Problem description: Skip any picture you find and retype all the remaining lines exactly.

Data excerpt:
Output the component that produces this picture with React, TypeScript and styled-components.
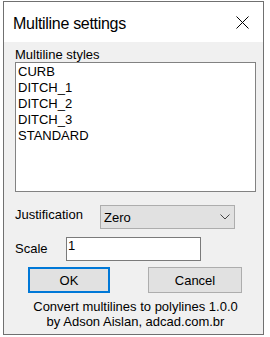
import React from "react";
import styled, { createGlobalStyle } from "styled-components";

const Global = createGlobalStyle`
  html, body { margin: 0; padding: 0; background: #ffffff; }
  body { font-family: "Liberation Sans", Arial, sans-serif; }
  * { box-sizing: border-box; }
`;

const Page = styled.div`
  padding: 1px 0 0 3px;
`;

const Window = styled.div`
  width: 261px;
  height: 334px;
  border: 1px solid #707070;
  background: #f0f0f0;
  display: flex;
  flex-direction: column;
`;

const TitleBar = styled.div`
  height: 40px;
  background: #ffffff;
  display: flex;
  align-items: flex-start;
  padding: 13px 14px 0 9px;
`;

const Title = styled.div`
  font-size: 16px;
  line-height: 18px;
  letter-spacing: -0.3px;
  color: #000000;
`;

const CloseIcon = styled.svg`
  margin-left: auto;
  margin-top: 1px;
  display: block;
`;

const Body = styled.div`
  flex: 1;
  display: flex;
  flex-direction: column;
  padding: 5px 7px 0 11px;
  font-size: 13px;
  color: #000000;
`;

const Label = styled.div<{ $width?: number; $top?: number }>`
  line-height: 15px;
  width: ${(p) => (p.$width ? `${p.$width}px` : "auto")};
  padding-top: ${(p) => p.$top ?? 0}px;
  flex-shrink: 0;
`;

const ListBox = styled.div`
  height: 130px;
  background: #ffffff;
  border: 1px solid #828282;
  padding: 1px 2px;
`;

const ListItem = styled.div`
  line-height: 16px;
`;

const Row = styled.div<{ $gap: number }>`
  display: flex;
  align-items: flex-start;
  margin-top: ${(p) => p.$gap}px;
`;

const Combo = styled.div`
  width: 135px;
  height: 24px;
  background: #e1e1e1;
  border: 1px solid #adadad;
  display: flex;
  align-items: center;
  justify-content: space-between;
  padding: 0 4px 0 3px;
  line-height: 15px;
`;

const TextInput = styled.input`
  width: 135px;
  height: 24px;
  border: 1px solid #7a7a7a;
  background: #ffffff;
  padding: 0 1px 8px 1px;
  margin: 0;
  font-family: "Liberation Sans", Arial, sans-serif;
  font-size: 13px;
  color: #000000;
  outline: none;
`;

const ButtonRow = styled.div`
  display: flex;
  margin-top: 6px;
  padding-left: 13px;
  gap: 38px;
`;

const Button = styled.button<{ $width: number; $primary?: boolean }>`
  width: ${(p) => p.$width}px;
  height: 26px;
  margin: 0;
  padding: 0;
  background: #e1e1e1;
  border: ${(p) => (p.$primary ? "2px solid #0078d7" : "1px solid #adadad")};
  font-family: "Liberation Sans", Arial, sans-serif;
  font-size: 13px;
  color: #000000;
`;

const Footer = styled.div`
  margin-top: 6px;
  text-align: center;
  line-height: 15px;
`;

const items = ["CURB", "DITCH_1", "DITCH_2", "DITCH_3", "STANDARD"];

export default function App() {
  return (
    <>
      <Global />
      <Page>
        <Window>
          <TitleBar>
            <Title>Multiline settings</Title>
            <CloseIcon width="13" height="13" viewBox="0 0 13 13">
              <path d="M0.5 0.5 L12.5 12.5 M12.5 0.5 L0.5 12.5" stroke="#000" strokeWidth="1" fill="none" />
            </CloseIcon>
          </TitleBar>
          <Body>
            <Label>Multiline styles</Label>
            <ListBox>
              {items.map((it) => (
                <ListItem key={it}>{it}</ListItem>
              ))}
            </ListBox>
            <Row $gap={13}>
              <Label $width={85} $top={2}>Justification</Label>
              <Combo>
                <span>Zero</span>
                <svg width="10" height="6" viewBox="0 0 10 6">
                  <polyline points="0.5,0.5 5,5 9.5,0.5" stroke="#444" strokeWidth="1" fill="none" />
                </svg>
              </Combo>
            </Row>
            <Row $gap={8}>
              <Label $width={51} $top={4}>Scale</Label>
              <TextInput defaultValue="1" readOnly />
            </Row>
            <ButtonRow>
              <Button $width={82} $primary>OK</Button>
              <Button $width={94}>Cancel</Button>
            </ButtonRow>
            <Footer>
              Convert multilines to polylines 1.0.0
              <br />
              by Adson Aislan, adcad.com.br
            </Footer>
          </Body>
        </Window>
      </Page>
    </>
  );
}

Answer below:
Output the component that produces this picture with React, TypeScript and styled-components.
import React from "react";
import styled, { createGlobalStyle } from "styled-components";

const Global = createGlobalStyle`
  html, body { margin: 0; padding: 0; background: #ffffff; }
  body { font-family: "Liberation Sans", Arial, sans-serif; }
  * { box-sizing: border-box; }
`;

const Page = styled.div`
  padding: 1px 0 0 3px;
`;

const Window = styled.div`
  width: 261px;
  height: 334px;
  border: 1px solid #707070;
  background: #f0f0f0;
  display: flex;
  flex-direction: column;
`;

const TitleBar = styled.div`
  height: 40px;
  background: #ffffff;
  display: flex;
  align-items: flex-start;
  padding: 13px 14px 0 9px;
`;

const Title = styled.div`
  font-size: 16px;
  line-height: 18px;
  letter-spacing: -0.3px;
  color: #000000;
`;

const CloseIcon = styled.svg`
  margin-left: auto;
  margin-top: 1px;
  display: block;
`;

const Body = styled.div`
  flex: 1;
  display: flex;
  flex-direction: column;
  padding: 5px 7px 0 11px;
  font-size: 13px;
  color: #000000;
`;

const Label = styled.div<{ $width?: number; $top?: number }>`
  line-height: 15px;
  width: ${(p) => (p.$width ? `${p.$width}px` : "auto")};
  padding-top: ${(p) => p.$top ?? 0}px;
  flex-shrink: 0;
`;

const ListBox = styled.div`
  height: 130px;
  background: #ffffff;
  border: 1px solid #828282;
  padding: 1px 2px;
`;

const ListItem = styled.div`
  line-height: 16px;
`;

const Row = styled.div<{ $gap: number }>`
  display: flex;
  align-items: flex-start;
  margin-top: ${(p) => p.$gap}px;
`;

const Combo = styled.div`
  width: 135px;
  height: 24px;
  background: #e1e1e1;
  border: 1px solid #adadad;
  display: flex;
  align-items: center;
  justify-content: space-between;
  padding: 0 4px 0 3px;
  line-height: 15px;
`;

const TextInput = styled.input`
  width: 135px;
  height: 24px;
  border: 1px solid #7a7a7a;
  background: #ffffff;
  padding: 0 1px 8px 1px;
  margin: 0;
  font-family: "Liberation Sans", Arial, sans-serif;
  font-size: 13px;
  color: #000000;
  outline: none;
`;

const ButtonRow = styled.div`
  display: flex;
  margin-top: 6px;
  padding-left: 13px;
  gap: 38px;
`;

const Button = styled.button<{ $width: number; $primary?: boolean }>`
  width: ${(p) => p.$width}px;
  height: 26px;
  margin: 0;
  padding: 0;
  background: #e1e1e1;
  border: ${(p) => (p.$primary ? "2px solid #0078d7" : "1px solid #adadad")};
  font-family: "Liberation Sans", Arial, sans-serif;
  font-size: 13px;
  color: #000000;
`;

const Footer = styled.div`
  margin-top: 6px;
  text-align: center;
  line-height: 15px;
`;

const items = ["CURB", "DITCH_1", "DITCH_2", "DITCH_3", "STANDARD"];

export default function App() {
  return (
    <>
      <Global />
      <Page>
        <Window>
          <TitleBar>
            <Title>Multiline settings</Title>
            <CloseIcon width="13" height="13" viewBox="0 0 13 13">
              <path d="M0.5 0.5 L12.5 12.5 M12.5 0.5 L0.5 12.5" stroke="#000" strokeWidth="1" fill="none" />
            </CloseIcon>
          </TitleBar>
          <Body>
            <Label>Multiline styles</Label>
            <ListBox>
              {items.map((it) => (
                <ListItem key={it}>{it}</ListItem>
              ))}
            </ListBox>
            <Row $gap={13}>
              <Label $width={85} $top={2}>Justification</Label>
              <Combo>
                <span>Zero</span>
                <svg width="10" height="6" viewBox="0 0 10 6">
                  <polyline points="0.5,0.5 5,5 9.5,0.5" stroke="#444" strokeWidth="1" fill="none" />
                </svg>
              </Combo>
            </Row>
            <Row $gap={8}>
              <Label $width={51} $top={4}>Scale</Label>
              <TextInput defaultValue="1" readOnly />
            </Row>
            <ButtonRow>
              <Button $width={82} $primary>OK</Button>
              <Button $width={94}>Cancel</Button>
            </ButtonRow>
            <Footer>
              Convert multilines to polylines 1.0.0
              <br />
              by Adson Aislan, adcad.com.br
            </Footer>
          </Body>
        </Window>
      </Page>
    </>
  );
}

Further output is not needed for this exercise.